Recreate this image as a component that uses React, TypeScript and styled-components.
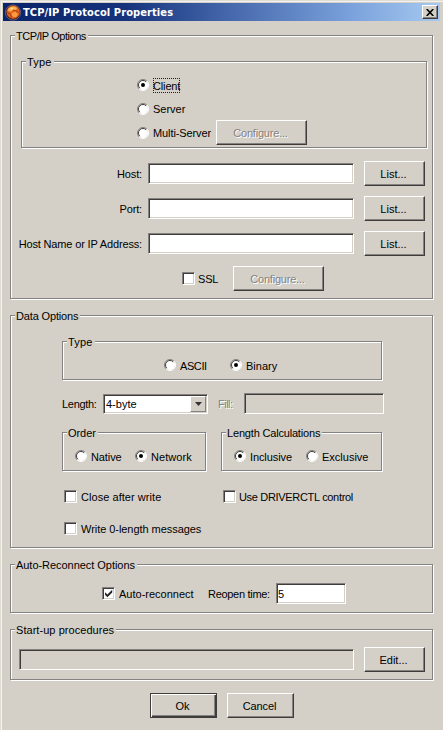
import React from "react";
import styled, { createGlobalStyle, css } from "styled-components";

const FACE = "#d4d0c8";
const SHADE = "#848280";
const DARK = "#403c3a";

const GlobalStyle = createGlobalStyle`
  body { margin: 0; background: ${FACE}; overflow: hidden; }
  * { box-sizing: border-box; }
`;

const Dialog = styled.main`
  width: 443px;
  height: 730px;
  display: flex;
  flex-direction: column;
  padding: 3px 0 0 0;
  background: ${FACE};
  box-shadow: inset 1px 1px 0 #e0ddd6, inset 2px 2px 0 #f4f2ee;
  font: 11px/14px "Liberation Sans", Arial, sans-serif;
  color: #000;
`;

const TitleBar = styled.header`
  display: flex;
  align-items: center;
  height: 18px;
  margin: 0 3px 14px 3px;
  padding: 0 2px;
  background: linear-gradient(90deg, #0a246a 0%, #16337c 28%, #4668ac 52%, #7ba2dc 80%, #a6caf0 100%);
`;

const Title = styled.h1`
  flex: 1;
  margin: 1px 0 0 2px;
  font: bold 11px/16px "DejaVu Sans Condensed", "DejaVu Sans", sans-serif;
  font-stretch: condensed;
  letter-spacing: 0.1px;
  white-space: nowrap;
  color: #fff;
`;

const CloseButton = styled.button`
  display: flex;
  align-items: center;
  justify-content: center;
  width: 16px;
  height: 14px;
  padding: 0;
  border: 1px solid;
  border-color: #fff ${DARK} ${DARK} #fff;
  box-shadow: inset -1px -1px 0 ${SHADE};
  background: ${FACE};
`;

const Group = styled.section<{ $w?: number; $h: number; $ml?: number; $mt?: number }>`
  display: flex;
  flex-direction: column;
  flex: none;
  width: ${(p) => p.$w ?? 423}px;
  height: ${(p) => p.$h}px;
  margin: ${(p) => p.$mt ?? 0}px 0 0 ${(p) => p.$ml ?? 10}px;
  border: 1px solid ${SHADE};
  box-shadow: 1px 1px 0 #fff, inset 1px 1px 0 #fff;
`;

const Legend = styled.h2<{ $ls?: number }>`
  align-self: flex-start;
  height: 14px;
  margin: -7px 0 -7px 4px;
  padding: 0 2px 0 1px;
  font: inherit;
  letter-spacing: ${(p) => p.$ls ?? 0}px;
  white-space: nowrap;
  background: ${FACE};
`;

const Row = styled.div<{ $h: number; $ml?: number; $mt?: number }>`
  display: flex;
  align-items: center;
  flex: none;
  height: ${(p) => p.$h}px;
  margin: ${(p) => p.$mt ?? 0}px 0 0 ${(p) => p.$ml ?? 0}px;
`;

const Text = styled.span<{ $w?: number; $ml?: number; $right?: boolean; $muted?: boolean; $ls?: number }>`
  flex: none;
  width: ${(p) => (p.$w ? `${p.$w}px` : "auto")};
  margin-left: ${(p) => p.$ml ?? 0}px;
  text-align: ${(p) => (p.$right ? "right" : "left")};
  letter-spacing: ${(p) => p.$ls ?? 0}px;
  white-space: nowrap;
  ${(p) => p.$muted && css`color: ${SHADE}; text-shadow: 1px 1px 0 #fff;`}
`;

const OptionLabel = styled.label<{ $w?: number; $ml?: number; $gap?: number; $ls?: number }>`
  display: flex;
  align-items: center;
  flex: none;
  gap: ${(p) => p.$gap ?? 4}px;
  width: ${(p) => (p.$w ? `${p.$w}px` : "auto")};
  margin-left: ${(p) => p.$ml ?? 0}px;
  letter-spacing: ${(p) => p.$ls ?? 0}px;
  white-space: nowrap;
`;

const OptionText = styled.span<{ $focus?: boolean }>`
  padding-top: 1px;
  ${(p) => p.$focus && css`outline: 1px dotted #222; outline-offset: -1px;`}
`;

const Field = styled.input<{ $w: number; $ml?: number; $h?: number }>`
  flex: none;
  width: ${(p) => p.$w}px;
  height: ${(p) => p.$h ?? 21}px;
  margin: 0 0 0 ${(p) => p.$ml ?? 0}px;
  padding: 0 0 0 1px;
  border: 1px solid;
  border-color: ${SHADE} #fff #fff ${SHADE};
  border-radius: 0;
  outline: 0;
  box-shadow: inset 1px 1px 0 ${DARK}, inset -1px -1px 0 ${FACE};
  background: #fff;
  color: #000;
  font: inherit;
  &:disabled { background: ${FACE}; }
`;

const Button = styled.button<{ $w: number; $ml?: number; $primary?: boolean; $ls?: number }>`
  flex: none;
  width: ${(p) => p.$w}px;
  height: 25px;
  margin: 0 0 0 ${(p) => p.$ml ?? 0}px;
  padding: 0 2px 0 0;
  border: 1px solid;
  border-color: #fff ${DARK} ${DARK} #fff;
  box-shadow: inset -1px -1px 0 ${SHADE};
  background: ${FACE};
  color: #000;
  font: inherit;
  letter-spacing: ${(p) => p.$ls ?? 0}px;
  &:disabled { color: ${SHADE}; text-shadow: 1px 1px 0 #fff; }
  ${(p) => p.$primary && css`
    border-color: ${DARK};
    box-shadow: inset 1px 1px 0 #fff, inset -1px -1px 0 ${DARK}, inset -2px -2px 0 ${SHADE};
  `}
`;

const Box = styled.span`
  display: flex;
  align-items: center;
  justify-content: center;
  width: 13px;
  height: 13px;
  border: 1px solid;
  border-color: ${SHADE} #fff #fff ${SHADE};
  box-shadow: inset 1px 1px 0 ${DARK}, inset -1px -1px 0 ${FACE};
  background: #fff;
`;

const Combo = styled.div`
  display: flex;
  align-items: stretch;
  flex: none;
  width: 105px;
  height: 20px;
  margin-left: 6px;
  padding: 1px;
  border: 1px solid;
  border-color: ${SHADE} #fff #fff ${SHADE};
  box-shadow: inset 1px 1px 0 ${DARK}, inset -1px -1px 0 ${FACE};
  background: #fff;
`;

const ComboValue = styled.span`
  flex: 1;
  padding-left: 1px;
  line-height: 17px;
`;

const ComboArrow = styled.span`
  display: flex;
  align-items: center;
  justify-content: center;
  width: 16px;
  border: 1px solid;
  border-color: #fff ${SHADE} ${SHADE} #fff;
  background: ${FACE};
`;

const Radio = ({ on }: { on?: boolean }) => (
  <svg width="12" height="12" viewBox="0 0 12 12">
    <circle cx="6" cy="6" r="5" fill="#fff" />
    <path d="M2.1 9.9A5.5 5.5 0 0 1 9.9 2.1" fill="none" stroke={SHADE} />
    <path d="M2.8 9.2A4.5 4.5 0 0 1 9.2 2.8" fill="none" stroke={DARK} />
    <path d="M9.9 2.1A5.5 5.5 0 0 1 2.1 9.9" fill="none" stroke="#fff" />
    {on && <circle cx="6" cy="6" r="2" fill="#000" />}
  </svg>
);

const Check = () => (
  <svg width="9" height="9" viewBox="0 0 9 9">
    <path d="M1 3.2v2.6l2.4 2.4L8.2 3.4V.8L3.4 5.6z" fill="#222" />
  </svg>
);

const AppIcon = () => (
  <svg width="16" height="17" viewBox="0 0 16 17">
    <circle cx="8" cy="8.5" r="7.6" fill="#331c29" stroke="#8d7480" strokeWidth=".7" />
    <circle cx="8.2" cy="8.2" r="6.6" fill="#df6420" />
    <path d="M3 5.2C5.2 1.8 9.8 1.6 12.2 4l-1.4 2.2-2.6-.8-1.8 2.2-3-.4z" fill="#ffb050" />
    <path d="M7.4 8.4l3-.6 2.6 2.4-2 3-3.4-.6-1-2.2z" fill="#ff9a3e" />
    <path d="M2.2 8.6l3 1.2 1.2 3.6M8 7l2.6-.6 3 2" fill="none" stroke="#a83414" strokeWidth=".9" />
    <path d="M5 4.6l2-1 1.2.6-1.4 1.2z" fill="#ffe2a0" />
  </svg>
);

type OptionProps = {
  label: string; on?: boolean; ml?: number; w?: number; ls?: number; gap?: number; focus?: boolean;
};

const RadioOption = ({ label, on, ml, w, ls, gap, focus }: OptionProps) => (
  <OptionLabel $ml={ml} $w={w} $ls={ls} $gap={gap}>
    <Radio on={on} />
    <OptionText $focus={focus}>{label}</OptionText>
  </OptionLabel>
);

const CheckOption = ({ label, on, ml, w, ls, gap }: OptionProps) => (
  <OptionLabel $ml={ml} $w={w} $ls={ls} $gap={gap}>
    <Box>{on && <Check />}</Box>
    <OptionText>{label}</OptionText>
  </OptionLabel>
);

const addressFields = ["Host:", "Port:", "Host Name or IP Address:"];

export default function App() {
  return (
    <Dialog>
      <GlobalStyle />
      <TitleBar>
        <AppIcon />
        <Title>TCP/IP Protocol Properties</Title>
        <CloseButton aria-label="Close">
          <svg width="8" height="7" viewBox="0 0 8 7">
            <path d="M.7 0l6.6 7M7.3 0L.7 7" stroke="#000" strokeWidth="1.6" />
          </svg>
        </CloseButton>
      </TitleBar>

      <Group $h={264}>
        <Legend $ls={-0.45}>TCP/IP Options</Legend>
        <Group $w={406} $h={87} $ml={10} $mt={25}>
          <Legend $ls={0.2}>Type</Legend>
          <Row $h={24} $ml={115} $mt={11}><RadioOption label="Client" on focus ls={-0.15} /></Row>
          <Row $h={23} $ml={115}><RadioOption label="Server" /></Row>
          <Row $h={25} $ml={115}>
            <RadioOption label="Multi-Server" w={79} ls={-0.1} />
            <Button $w={91} $ls={-0.2} disabled>Configure...</Button>
          </Row>
        </Group>
        {addressFields.map((label, i) => (
          <Row key={label} $h={25} $mt={i ? 10 : 13}>
            <Text $w={131} $right $ls={-0.15}>{label}</Text>
            <Field $w={206} $ml={6} aria-label={label} />
            <Button $w={61} $ml={10}>List...</Button>
          </Row>
        ))}
        <Row $h={25} $ml={171} $mt={10}>
          <CheckOption label="SSL" w={51} gap={3} ls={-0.2} />
          <Button $w={91} $ls={-0.2} disabled>Configure...</Button>
        </Row>
      </Group>

      <Group $h={233} $mt={16}>
        <Legend $ls={-0.15}>Data Options</Legend>
        <Group $w={320} $h={39} $ml={51} $mt={25}>
          <Legend $ls={0.2}>Type</Legend>
          <Row $h={24} $ml={101} $mt={11}>
            <RadioOption label="ASCII" w={66} ls={-0.4} />
            <RadioOption label="Binary" on />
          </Row>
        </Group>
        <Row $h={21} $ml={51} $mt={13}>
          <Text $w={35} $ls={-0.3}>Length:</Text>
          <Combo>
            <ComboValue>4-byte</ComboValue>
            <ComboArrow>
              <svg width="7" height="4" viewBox="0 0 7 4"><path d="M0 0h7L3.5 4z" fill="#333" /></svg>
            </ComboArrow>
          </Combo>
          <Text $w={26} $ml={10} $muted $ls={-0.5}>Fill:</Text>
          <Field $w={140} disabled aria-label="Fill" />
        </Row>
        <Row $h={39} $ml={51} $mt={18}>
          <Group $w={144} $h={39} $ml={0}>
            <Legend $ls={-0.05}>Order</Legend>
            <Row $h={24} $ml={12} $mt={11}>
              <RadioOption label="Native" w={60} ls={-0.1} />
              <RadioOption label="Network" on ls={0.05} />
            </Row>
          </Group>
          <Group $w={161} $h={39} $ml={15}>
            <Legend $ls={-0.18}>Length Calculations</Legend>
            <Row $h={24} $ml={12} $mt={11}>
              <RadioOption label="Inclusive" w={72} on ls={-0.1} />
              <RadioOption label="Exclusive" />
            </Row>
          </Group>
        </Row>
        <Row $h={14} $ml={53} $mt={18}>
          <CheckOption label="Close after write" w={159} ls={0.05} />
          <CheckOption label="Use DRIVERCTL control" gap={3} ls={-0.32} />
        </Row>
        <Row $h={14} $ml={53} $mt={18}><CheckOption label="Write 0-length messages" ls={-0.05} /></Row>
      </Group>

      <Group $h={49} $mt={16}>
        <Legend $ls={-0.04}>Auto-Reconnect Options</Legend>
        <Row $h={21} $ml={91} $mt={18}>
          <CheckOption label="Auto-reconnect" on w={106} />
          <Text $w={68} $ls={-0.3}>Reopen time:</Text>
          <Field $w={70} defaultValue="5" aria-label="Reopen time" />
        </Row>
      </Group>

      <Group $h={51} $mt={16}>
        <Legend $ls={0.05}>Start-up procedures</Legend>
        <Row $h={25} $ml={8} $mt={17}>
          <Field $w={335} disabled aria-label="Start-up procedures" />
          <Button $w={61} $ml={10}>Edit...</Button>
        </Row>
      </Group>

      <Row $h={25} $ml={150} $mt={13}>
        <Button $w={67} $primary>Ok</Button>
        <Button $w={67} $ml={10} $ls={-0.15}>Cancel</Button>
      </Row>
    </Dialog>
  );
}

## Directive
Check each line above for the word "React", and copy the lines where it appears.

## Answer to this task
Recreate this image as a component that uses React, TypeScript and styled-components.
import React from "react";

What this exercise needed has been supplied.